Tommy Yewfigure said...

Makes me wonder why these supposedly law enforcement officers & magistrates don’t have any discretion when comes to carrying out their duties, just like most of u here would have. Alas common sense is not so common after all!

Oldstock said...

To all commenters,

I guess there no need for me to add to the points that you all have raised.

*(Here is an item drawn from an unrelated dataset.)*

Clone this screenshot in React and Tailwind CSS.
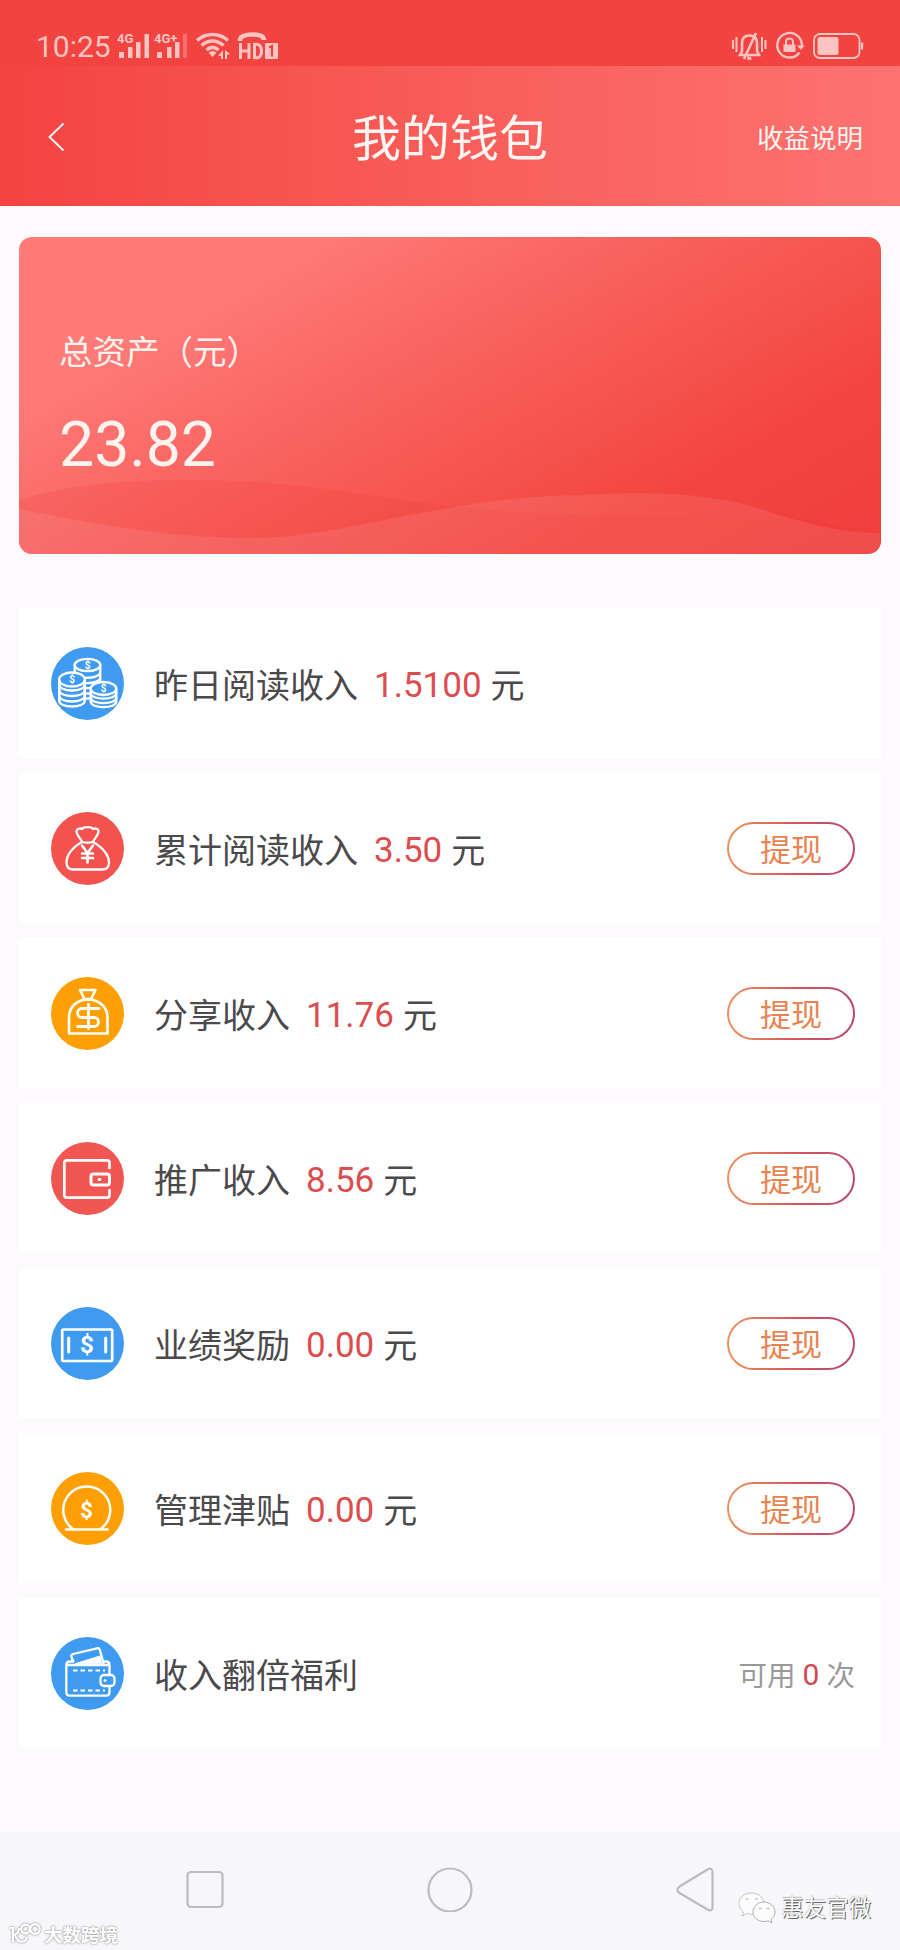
const ROWS = [
  { icon: CoinsIcon, label: '昨日阅读收入', amount: '1.5100' },
  { icon: PurseIcon, label: '累计阅读收入', amount: '3.50', withdraw: true },
  { icon: MoneyBagIcon, label: '分享收入', amount: '11.76', withdraw: true },
  { icon: WalletIcon, label: '推广收入', amount: '8.56', withdraw: true },
  { icon: BillIcon, label: '业绩奖励', amount: '0.00', withdraw: true },
  { icon: CoinIcon, label: '管理津贴', amount: '0.00', withdraw: true },
  { icon: CardWalletIcon, label: '收入翻倍福利', times: '0' },
]

function RoundIcon({ className, children }) {
  return (
    <svg
      className={`w-[73px] h-[73px] shrink-0 rounded-full ${className}`}
      viewBox="0 0 73 73"
      fill="none"
      stroke="#fff"
      strokeWidth="2.3"
      strokeLinecap="round"
      strokeLinejoin="round"
    >
      {children}
    </svg>
  )
}

function Sign({ x, y, size, children }) {
  return (
    <text
      x={x}
      y={y}
      fontSize={size}
      fontWeight="700"
      textAnchor="middle"
      fill="#fff"
      stroke="none"
      fontFamily="Roboto, sans-serif"
    >
      {children}
    </text>
  )
}

function CoinsIcon() {
  return (
    <RoundIcon className="bg-[#3f9bf0]">
      {/* back stack */}
      <ellipse cx="36.5" cy="18" rx="12.8" ry="6.2" />
      <path d="M23.7 18v8M49.3 18v17M32 30.5c10 1 17.3-1.500 17.300-6M34 36c8 .5 15.300-1.500 15.300-6M35 41c3 .3 5 0 7-.5M35 46.500h4M35 51.500h4" />
      {/* left stack */}
      <path d="M8.200 32.500v21c0 8 25.600 8 25.600 0v-21" fill="#3f9bf0" />
      <ellipse cx="21" cy="32.500" rx="12.800" ry="7" fill="#3f9bf0" />
      <path d="M8.200 37.500c0 8 25.600 8 25.600 0M8.200 43c0 8 25.600 8 25.600 0M8.200 48.500c0 8 25.600 8 25.600 0" />
      {/* right stack */}
      <path d="M39.700 41.500v13c0 7.500 25.600 7.500 25.600 0v-13" fill="#3f9bf0" />
      <ellipse cx="52.500" cy="41.500" rx="12.800" ry="6.500" fill="#3f9bf0" />
      <path d="M39.700 46c0 7.500 25.600 7.500 25.600 0M39.700 50.500c0 7.500 25.600 7.500 25.600 0" />
      <Sign x="36.500" y="21.500" size="10">$</Sign>
      <Sign x="21" y="35.500" size="10">$</Sign>
      <Sign x="52.500" y="44.500" size="10">$</Sign>
    </RoundIcon>
  )
}

function PurseIcon() {
  return (
    <RoundIcon className="bg-[#f3534f]">
      <path d="M31 30c-1.500-4-5.500-7-5.500-10.500 0-3 4-3.500 5.500-2.500 1.500-2.500 9.500-2.500 11 0 2-1 5.500-.5 5.500 2.500 0 3.500-4 6.500-5.500 10.500" />
      <path d="M31 30q5.500 1.500 11 0c10 5.500 16 13.500 16 20.500 0 4.500-2.500 7-7 7H22.500c-4.500 0-7-2.500-7-7 0-7 5.500-15 15.500-20.500z" />
      <path d="M31 33.500l5.500 7.500 5.500-7.500M36.500 41v9.500M31 41.500h11M31 46h11" strokeWidth="2.6" />
    </RoundIcon>
  )
}

function MoneyBagIcon() {
  return (
    <RoundIcon className="bg-[#fe9f05]">
      <path d="M29 13h15.500l-4.500 9h-6.500z" strokeWidth="2.600" />
      <path d="M18 56.500V40.500C18 30 26 22.500 37 22.500S56.500 30 56.500 40.500v16z" strokeWidth="2.600" />
      <path d="M48 31.500H31a4.500 4.500 0 0 0 0 9h12a4.500 4.500 0 0 1 0 9H26.500M37.500 27.500v24" strokeWidth="2.800" />
    </RoundIcon>
  )
}

function WalletIcon() {
  return (
    <RoundIcon className="bg-[#f15752]">
      <path d="M58.500 26v-5c0-1.600-1-2.600-2.600-2.600H16c-1.700 0-2.700 1-2.700 2.600v32c0 1.700 1 2.600 2.700 2.600h40c1.600 0 2.500-1 2.500-2.600v-5" strokeWidth="2.700" />
      <rect x="40" y="32" width="18.500" height="11" rx="2.500" strokeWidth="3" />
      <rect x="47" y="36.500" width="3" height="2" rx="1" fill="#fff" strokeWidth="1" />
    </RoundIcon>
  )
}

function BillIcon() {
  return (
    <RoundIcon className="bg-[#3f9bf0]">
      <rect x="11.200" y="22.500" width="50" height="31.500" rx="1" strokeWidth="2.700" />
      <path d="M17.700 31v14M54.700 31v14" strokeWidth="3" />
      <Sign x="36" y="46" size="24">$</Sign>
    </RoundIcon>
  )
}

function CoinIcon() {
  return (
    <RoundIcon className="bg-[#fe9f05]">
      <path d="M22 57a23.500 23.500 0 1 1 27.500 0M15 57.500h41.500" strokeWidth="2.500" />
      <Sign x="35.500" y="45.500" size="22">$</Sign>
    </RoundIcon>
  )
}

function CardWalletIcon() {
  return (
    <RoundIcon className="bg-[#3f9bf0]">
      <path d="M22 24l-1.500-4c-.5-1.500 0-2.500 1.500-3l24-5.700c1.500-.3 2.300 0 2.800 1.500L52.500 26" />
      <path d="M25 26.500l24-7.500 1.500 7.500z" fill="#fff" strokeWidth="1" />
      <path d="M58.500 37.500V28c0-2.500-1-3.500-3.500-3.500h-1.500M22.500 24.500H19c-2.500 0-3.700 1.200-3.700 3.500v27c0 2.500 1.200 3.700 3.700 3.700h36c2.500 0 3.500-1.200 3.500-3.700v-5M17 28h40" />
      <path d="M22 33.500h32M22 53.500h32" strokeWidth="2.200" strokeDasharray="4.500 3" strokeLinecap="butt" />
      <rect x="49.500" y="38" width="14" height="11" rx="3.500" />
      <circle cx="54" cy="43.500" r="1" fill="#fff" strokeWidth="1" />
    </RoundIcon>
  )
}

function StatusBar() {
  return (
    <div className="flex h-[66px] items-start justify-between bg-[#f1433f] pt-[30px] pl-[36px] pr-[36px] text-[#ffc4c1]">
      <div className="flex items-start">
        <span className="w-[74px] pt-[3px] font-[Roboto] text-[30px] leading-[28px] whitespace-nowrap">10:25</span>
        <svg className="ml-[6px]" width="162" height="32" viewBox="0 0 162 32" fill="currentColor">
          <g fontFamily="Roboto, sans-serif" fontWeight="700" fontSize="13">
            <text x="1" y="13">4G</text>
            <text x="38" y="13">4G+</text>
          </g>
          <path d="M3 22h5v6H3zM12 17h4.500v11H12zM20 12h4.500v16H20zM28.500 4H33v24h-4.500zM41 22h5v6h-5zM51 17h4.500v11H51zM59 12h4.500v16H59z" />
          <path d="M67 4h4v24h-4z" opacity=".35" />
          <g fill="none" stroke="currentColor" strokeWidth="3.600">
            <path d="M81 10.500c9-8 22-8 31 0" />
            <path d="M85.500 15.500c7-6 15-6 22 0" />
            <path d="M90.500 20c4-3.500 8-3.500 12 0" />
          </g>
          <path d="M92.500 22.500c2.500-2 5.500-2 8 0l-4 4.500zM107 20v9h-2v-3h-3zM109 20l5 4-3 1v4h-2z" />
          <path d="M124 11v-1c0-3 4-5.500 12.500-5.500s11.500 2.500 11.500 5.500" fill="none" stroke="currentColor" strokeWidth="4.600" />
          <path d="M124.500 13v16M133 13v16M124.500 21h9M138.500 14.300v13.400h2.500c6 0 6-13.400 0-13.400z" fill="none" stroke="currentColor" strokeWidth="3" />
          <rect x="149" y="13" width="13" height="16" rx="1" />
          <path d="M153 17.500l3-1.500v10.500" fill="none" stroke="#f1433f" strokeWidth="2.200" />
        </svg>
      </div>
      <svg width="133" height="31" viewBox="0 0 133 31" fill="none" stroke="currentColor">
        <path d="M2 10v9M5.500 7v15M31 7v15M34.500 10v9" strokeWidth="2" />
        <path d="M9 25l2-4v-8c0-5 3-7.500 7.500-7.500S26 8 26 13v8l2 4zM13 29L25 3M17.500 26.500v2h3" strokeWidth="2.600" />
        <path d="M68.500 22.500a12.300 12.300 0 1 1 2.300-6" strokeWidth="2.400" />
        <path d="M66 15.500h7.500L70 20z" fill="currentColor" stroke="none" />
        <rect x="52.500" y="14.500" width="12" height="7.500" fill="currentColor" stroke="none" />
        <path d="M55 15v-3.500c0-4 7-4 7 0V15" strokeWidth="2" />
        <rect x="83" y="4" width="45.500" height="24" rx="6" strokeWidth="1.800" />
        <rect x="86.500" y="7" width="21" height="18" rx="2.500" fill="currentColor" stroke="none" />
        <path d="M131 12.500v7" strokeWidth="2.400" />
      </svg>
    </div>
  )
}

function Header() {
  return (
    <header className="relative flex h-[140px] items-center justify-between bg-linear-to-r from-[#f34341] to-[#fd7370] pl-[48px] pr-[37px] pt-[2px] text-[#fff5f3]">
      <svg width="17" height="30" viewBox="0 0 17 30" fill="none" stroke="currentColor" strokeWidth="2">
        <path d="M15.500 1.500L1.500 15l14 13.500" />
      </svg>
      <h1 className="absolute inset-x-0 top-[34px] text-center text-[49px] leading-[70px]">我的钱包</h1>
      <span className="text-[26.500px] leading-[40px]">收益说明</span>
    </header>
  )
}

function AssetCard() {
  return (
    <section className="relative mx-[19px] mt-[31px] h-[317px] overflow-hidden rounded-[13px] bg-[linear-gradient(150deg,#ff7b78_20%,#f96460_43%,#f3453f_78%,#f03e3e_100%)] pl-[40px] text-[#fff3f0]">
      <svg className="absolute inset-0" width="861" height="317" viewBox="0 0 861 317">
        <path d="M0 263C70 240 180 240 260 247S420 272 520 276 680 282 756 277L861 296V317H0z" fill="#ee3a3a" opacity=".18" />
        <path d="M0 272C90 290 160 302 245 301 340 296 430 260 560 258 640 254 700 256 756 277 800 290 830 296 861 296V317H0z" fill="#fff" opacity=".09" />
      </svg>
      <div className="relative pt-[89px] text-[33.500px] leading-[48px]">总资产（元）</div>
      <div className="relative mt-[36px] font-[Roboto] text-[62.500px] leading-[70px]">23.82</div>
    </section>
  )
}

function WithdrawButton() {
  return (
    <button className="h-[53px] w-[128px] rounded-full bg-linear-to-r from-[#e8935f] via-[#d9575a] to-[#b94672] p-[2px]">
      <span className="flex h-full w-full items-center justify-center rounded-full bg-white pb-px text-[31px] leading-none text-[#e88352]">
        提现
      </span>
    </button>
  )
}

function IncomeRow({ row }) {
  const Icon = row.icon
  return (
    <li className="flex h-[150px] items-center bg-white pl-[32px] pr-[26px]">
      <Icon />
      <span className="ml-[30px] pt-[2px] text-[34px] leading-[50px] text-[#4b494c]">{row.label}</span>
      {row.amount && (
        <>
          <span className="ml-[16px] pt-[6px] font-[Roboto] text-[35px] leading-[50px] text-[#dc4d50]">{row.amount}</span>
          <span className="ml-[9px] pt-[2px] text-[34px] leading-[50px] text-[#4b494c]">元</span>
        </>
      )}
      <div className="ml-auto">
        {row.withdraw && <WithdrawButton />}
        {row.times && (
          <div className="flex pt-[3px] text-[28.500px] leading-[44px] text-[#999]">
            <span>可用</span>
            <span className="mx-[7px] pt-px font-[Roboto] text-[30px] text-[#cf4a52]">{row.times}</span>
            <span>次</span>
          </div>
        )}
      </div>
    </li>
  )
}

function NavBar() {
  return (
    <nav className="mt-auto flex h-[118px] items-start justify-between bg-[#f7f6fa] px-[186px] pt-[34px]">
      <svg width="38" height="46" viewBox="0 0 38 46" fill="none" stroke="#bdbbc0" strokeWidth="2.200">
        <rect x="1.500" y="6" width="35" height="35" rx="3.500" />
      </svg>
      <svg width="46" height="46" viewBox="0 0 46 46" fill="none" stroke="#bdbbc0" strokeWidth="2.200">
        <circle cx="23" cy="24" r="21.500" />
      </svg>
      <svg width="38" height="46" viewBox="0 0 38 46" fill="none" stroke="#bdbbc0" strokeWidth="2.200" strokeLinejoin="round">
        <path d="M31.500 3.500Q36.500 1 36.500 6V41q0 5-5 2.500L3.500 27Q-.5 24 3.500 20.500z" />
      </svg>
    </nav>
  )
}

function Watermarks() {
  return (
    <>
      <div className="absolute bottom-[4px] left-[8px] flex items-center gap-[3px] text-white">
        <svg className="drop-shadow-[0_0_1px_#777]" width="33" height="24" viewBox="0 0 33 24" fill="none" stroke="#fff" strokeWidth="2.200">
          <path d="M1.500 6H5v14M6 13c3-1 5-3 5-7M7 13c2 8 10 9 12 2" />
          <circle cx="17.500" cy="7" r="4.300" />
          <circle cx="27" cy="7" r="4.800" />
        </svg>
        <span className="text-[18.500px] leading-[24px] font-bold [text-shadow:0_0_2px_#999,0_0_2px_#aaa]">大数跨境</span>
      </div>
      <div className="absolute right-[29px] bottom-[26px] flex items-center gap-[5px]">
        <svg width="38" height="32" viewBox="0 0 38 32" fill="#fcfcfd" stroke="#9b9b9e" strokeWidth=".8">
          <path d="M13 1C6 1 1 5.500 1 11.500c0 3.500 2 6.500 4.500 8.500L4 24l5-2.500c2 .6 4 .8 6 .6 9 0 12-5 11-12C25 4.500 19.500 1 13 1z" stroke="#b5b5b8" />
          <path d="M26 10c-6.500 0-11 4.500-11 10s5 9.500 11 9.500c1.500 0 3-.2 4.500-.7L34 31l-1-3.500c2.500-2 4-4.500 4-7.500 0-5.500-5-10-11-10z" />
          <path d="M7.500 7.500q1.500-2 3 0M17 7.500q1.500-2 3 0M21 17q1.500-2 3 0M28.500 17q1.500-2 3 0" fill="none" />
        </svg>
        <span className="-mt-[4px] text-[22.500px] leading-[32px] text-[#fdfdfd] [text-shadow:1px_1px_0_#666,0_-1px_1px_#bbb]">惠友官微</span>
      </div>
    </>
  )
}

export default function App() {
  return (
    <div className="relative flex h-[1950px] w-[900px] flex-col overflow-hidden bg-[#fcfafc] font-['Noto_Sans_CJK_SC',sans-serif]">
      <StatusBar />
      <Header />
      <AssetCard />
      <ul className="mx-[19px] mt-[54px] flex flex-col gap-[15px]">
        {ROWS.map(row => (
          <IncomeRow key={row.label} row={row} />
        ))}
      </ul>
      <NavBar />
      <Watermarks />
    </div>
  )
}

I did some scouting around yesterday and found the website of the Food Safety & Quality Division of MOH. Overall, they do very important work, except for this tiny belacan episode. I'm thinking of sending my views to them via their website. Let's see if we get any response.

Kama said...

Heehe snakey.. I soooo do agree with you; the quality of keropok lekor has deteriorated beyond belief. As a terengganu-born lass, I learned to make keropok lekor (we called them krepok gonde then).. generous with fishmeat and less so with tepung kanji. Nowadays i think it's the other way around...

Oldstock said...

Kak Kama,

On this subject of keropok gonde, many places in Terengganu claim to have the best. Some people say the one from Losong is the best but my personal preference is the one from Kuala Kemaman.

VersedAnggerik said...

do U know that there is also a Kooto Funds Act untuk makcik2 yg suka main kutu?

A short act which is comprised of less than 15 sections!

Dig that fact erk?

Oldstock said...

Verse,

And why do we need that Act, I wonder. Is it to protect the ordinary makciks from being swindled by the Head Kutu Makcik?

Pernah ada prosecution under this Act tak?